*Stated problem:* Quote all of the data that follows exactly as written, skipping the images.

*Supplied material:*
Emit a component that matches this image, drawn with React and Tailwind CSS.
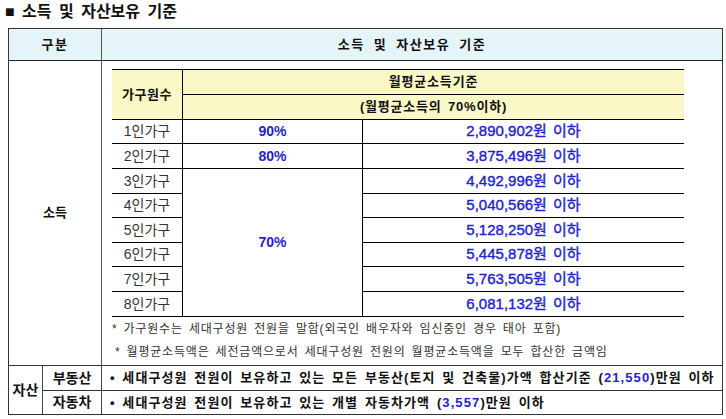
import React from "react";

const rows = [
    { label: "1인가구", amount: "2,890,902", h: "h-[24px]" },
    { label: "2인가구", amount: "3,875,496", h: "h-[25px]" },
    { label: "3인가구", amount: "4,492,996", h: "h-[25px]" },
    { label: "4인가구", amount: "5,040,566", h: "h-[24px]" },
    { label: "5인가구", amount: "5,128,250", h: "h-[25px]" },
    { label: "6인가구", amount: "5,445,878", h: "h-[24px]" },
    { label: "7인가구", amount: "5,763,505", h: "h-[25px]" },
    { label: "8인가구", amount: "6,081,132", h: "h-[25px]" },
];

const blue = "text-[#1f1fcc]";

function IncomeTable() {
    return (
        <div className="w-[572px] border-t border-black">
            {/* header */}
            <div className="flex h-[50px] border-b border-black bg-[#faf8c6]">
                <div className="flex w-[71px] items-center justify-center border-r border-black text-[13px] font-bold tracking-[0.5px] text-[#111]">
                    가구원수
                </div>
                <div className="flex flex-1 flex-col">
                    <div className="flex h-[25px] items-center justify-center border-b border-black text-[13px] font-bold tracking-[0.8px] text-[#111]">
                        월평균소득기준
                    </div>
                    <div className="flex h-[24px] items-center justify-center text-[13px] font-bold tracking-[0.8px] text-[#111] [word-spacing:2px]">
                        (월평균소득의 70%이하)
                    </div>
                </div>
            </div>
            {/* body */}
            <div className="flex">
                <div className="flex w-[71px] flex-col border-r border-black">
                    {rows.map(r => (
                        <div key={r.label} className={`flex ${r.h} items-center justify-center border-b border-black text-[14px] text-[#333]`}>
                            {r.label}
                        </div>
                    ))}
                </div>
                <div className={`flex w-[180px] flex-col border-r border-black text-[14px] font-bold ${blue}`}>
                    <div className="flex h-[24px] items-center justify-center border-b border-black">90%</div>
                    <div className="flex h-[25px] items-center justify-center border-b border-black">80%</div>
                    <div className="flex h-[148px] items-center justify-center border-b border-black">70%</div>
                </div>
                <div className="flex flex-1 flex-col">
                    {rows.map(r => (
                        <div key={r.amount} className={`flex ${r.h} items-center justify-center border-b border-black text-[15px] ${blue} [-webkit-text-stroke:0.4px_#1f1fcc] [word-spacing:2px]`}>
                            {r.amount}원 이하
                        </div>
                    ))}
                </div>
            </div>
        </div>
    );
}

function AssetRow({ label, children, last }) {
    return (
        <div className={`flex ${last ? "h-[23px]" : "h-[25px] border-b border-[#333]"}`}>
            <div className="flex w-[59px] items-center justify-center border-r border-[#444] text-[14px] font-bold text-[#111]">
                {label}
            </div>
            <div className="flex flex-1 items-center pl-[8px] text-[13px] font-bold tracking-[1.1px] text-[#111] [word-spacing:2px]">
                {children}
            </div>
        </div>
    );
}

export default function App() {
    return (
        <div className="h-[419px] w-[726px] overflow-hidden bg-white font-['Liberation_Sans','Noto_Sans_CJK_KR',sans-serif]">
            <div className="flex h-[28px] items-center pb-[4px] pl-[5px] text-[16px] font-bold text-[#111] [word-spacing:3px]">
                ■ 소득 및 자산보유 기준
            </div>
            <div className="ml-[8px] w-[715px] border border-[#333]">
                {/* table header */}
                <div className="flex h-[32px] border-b border-[#222] bg-[#e4f4f8] text-[13px] font-bold text-[#111]">
                    <div className="flex w-[93px] items-center justify-center border-r border-[#555] tracking-[1.5px]">
                        구분
                    </div>
                    <div className="flex flex-1 items-center justify-center tracking-[1.5px] [word-spacing:4px]">
                        소득 및 자산보유 기준
                    </div>
                </div>
                {/* income */}
                <div className="flex h-[305px] border-b border-[#333]">
                    <div className="flex w-[93px] items-center justify-center border-r border-[#555] text-[13px] font-bold text-[#111]">
                        소득
                    </div>
                    <div className="flex flex-1 flex-col pl-[10px] pt-[8px]">
                        <IncomeTable />
                        <div className="flex h-[23px] items-center text-[12px] tracking-[0.8px] text-[#333] [word-spacing:2px]">
                            * 가구원수는 세대구성원 전원을 말함(외국인 배우자와 임신중인 경우 태아 포함)
                        </div>
                        <div className="flex h-[23px] items-center pl-[3px] text-[12px] tracking-[0.8px] text-[#333] [word-spacing:2px]">
                            * 월평균소득액은 세전금액으로서 세대구성원 전원의 월평균소득액을 모두 합산한 금액임
                        </div>
                    </div>
                </div>
                {/* assets */}
                <div className="flex">
                    <div className="flex w-[34px] items-center justify-center border-r border-[#444] text-[14px] font-bold text-[#111]">
                        자산
                    </div>
                    <div className="flex flex-1 flex-col">
                        <AssetRow label="부동산">
                            • 세대구성원 전원이 보유하고 있는 모든 부동산(토지 및 건축물)가액 합산기준 (<span className={blue}>21,550</span>)만원 이하
                        </AssetRow>
                        <AssetRow label="자동차" last>
                            • 세대구성원 전원이 보유하고 있는 개별 자동차가액 (<span className={blue}>3,557</span>)만원 이하
                        </AssetRow>
                    </div>
                </div>
            </div>
        </div>
    );
}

*Answer to the task:*
Emit a component that matches this image, drawn with React and Tailwind CSS.
import React from "react";

const rows = [
    { label: "1인가구", amount: "2,890,902", h: "h-[24px]" },
    { label: "2인가구", amount: "3,875,496", h: "h-[25px]" },
    { label: "3인가구", amount: "4,492,996", h: "h-[25px]" },
    { label: "4인가구", amount: "5,040,566", h: "h-[24px]" },
    { label: "5인가구", amount: "5,128,250", h: "h-[25px]" },
    { label: "6인가구", amount: "5,445,878", h: "h-[24px]" },
    { label: "7인가구", amount: "5,763,505", h: "h-[25px]" },
    { label: "8인가구", amount: "6,081,132", h: "h-[25px]" },
];

const blue = "text-[#1f1fcc]";

function IncomeTable() {
    return (
        <div className="w-[572px] border-t border-black">
            {/* header */}
            <div className="flex h-[50px] border-b border-black bg-[#faf8c6]">
                <div className="flex w-[71px] items-center justify-center border-r border-black text-[13px] font-bold tracking-[0.5px] text-[#111]">
                    가구원수
                </div>
                <div className="flex flex-1 flex-col">
                    <div className="flex h-[25px] items-center justify-center border-b border-black text-[13px] font-bold tracking-[0.8px] text-[#111]">
                        월평균소득기준
                    </div>
                    <div className="flex h-[24px] items-center justify-center text-[13px] font-bold tracking-[0.8px] text-[#111] [word-spacing:2px]">
                        (월평균소득의 70%이하)
                    </div>
                </div>
            </div>
            {/* body */}
            <div className="flex">
                <div className="flex w-[71px] flex-col border-r border-black">
                    {rows.map(r => (
                        <div key={r.label} className={`flex ${r.h} items-center justify-center border-b border-black text-[14px] text-[#333]`}>
                            {r.label}
                        </div>
                    ))}
                </div>
                <div className={`flex w-[180px] flex-col border-r border-black text-[14px] font-bold ${blue}`}>
                    <div className="flex h-[24px] items-center justify-center border-b border-black">90%</div>
                    <div className="flex h-[25px] items-center justify-center border-b border-black">80%</div>
                    <div className="flex h-[148px] items-center justify-center border-b border-black">70%</div>
                </div>
                <div className="flex flex-1 flex-col">
                    {rows.map(r => (
                        <div key={r.amount} className={`flex ${r.h} items-center justify-center border-b border-black text-[15px] ${blue} [-webkit-text-stroke:0.4px_#1f1fcc] [word-spacing:2px]`}>
                            {r.amount}원 이하
                        </div>
                    ))}
                </div>
            </div>
        </div>
    );
}

function AssetRow({ label, children, last }) {
    return (
        <div className={`flex ${last ? "h-[23px]" : "h-[25px] border-b border-[#333]"}`}>
            <div className="flex w-[59px] items-center justify-center border-r border-[#444] text-[14px] font-bold text-[#111]">
                {label}
            </div>
            <div className="flex flex-1 items-center pl-[8px] text-[13px] font-bold tracking-[1.1px] text-[#111] [word-spacing:2px]">
                {children}
            </div>
        </div>
    );
}

export default function App() {
    return (
        <div className="h-[419px] w-[726px] overflow-hidden bg-white font-['Liberation_Sans','Noto_Sans_CJK_KR',sans-serif]">
            <div className="flex h-[28px] items-center pb-[4px] pl-[5px] text-[16px] font-bold text-[#111] [word-spacing:3px]">
                ■ 소득 및 자산보유 기준
            </div>
            <div className="ml-[8px] w-[715px] border border-[#333]">
                {/* table header */}
                <div className="flex h-[32px] border-b border-[#222] bg-[#e4f4f8] text-[13px] font-bold text-[#111]">
                    <div className="flex w-[93px] items-center justify-center border-r border-[#555] tracking-[1.5px]">
                        구분
                    </div>
                    <div className="flex flex-1 items-center justify-center tracking-[1.5px] [word-spacing:4px]">
                        소득 및 자산보유 기준
                    </div>
                </div>
                {/* income */}
                <div className="flex h-[305px] border-b border-[#333]">
                    <div className="flex w-[93px] items-center justify-center border-r border-[#555] text-[13px] font-bold text-[#111]">
                        소득
                    </div>
                    <div className="flex flex-1 flex-col pl-[10px] pt-[8px]">
                        <IncomeTable />
                        <div className="flex h-[23px] items-center text-[12px] tracking-[0.8px] text-[#333] [word-spacing:2px]">
                            * 가구원수는 세대구성원 전원을 말함(외국인 배우자와 임신중인 경우 태아 포함)
                        </div>
                        <div className="flex h-[23px] items-center pl-[3px] text-[12px] tracking-[0.8px] text-[#333] [word-spacing:2px]">
                            * 월평균소득액은 세전금액으로서 세대구성원 전원의 월평균소득액을 모두 합산한 금액임
                        </div>
                    </div>
                </div>
                {/* assets */}
                <div className="flex">
                    <div className="flex w-[34px] items-center justify-center border-r border-[#444] text-[14px] font-bold text-[#111]">
                        자산
                    </div>
                    <div className="flex flex-1 flex-col">
                        <AssetRow label="부동산">
                            • 세대구성원 전원이 보유하고 있는 모든 부동산(토지 및 건축물)가액 합산기준 (<span className={blue}>21,550</span>)만원 이하
                        </AssetRow>
                        <AssetRow label="자동차" last>
                            • 세대구성원 전원이 보유하고 있는 개별 자동차가액 (<span className={blue}>3,557</span>)만원 이하
                        </AssetRow>
                    </div>
                </div>
            </div>
        </div>
    );
}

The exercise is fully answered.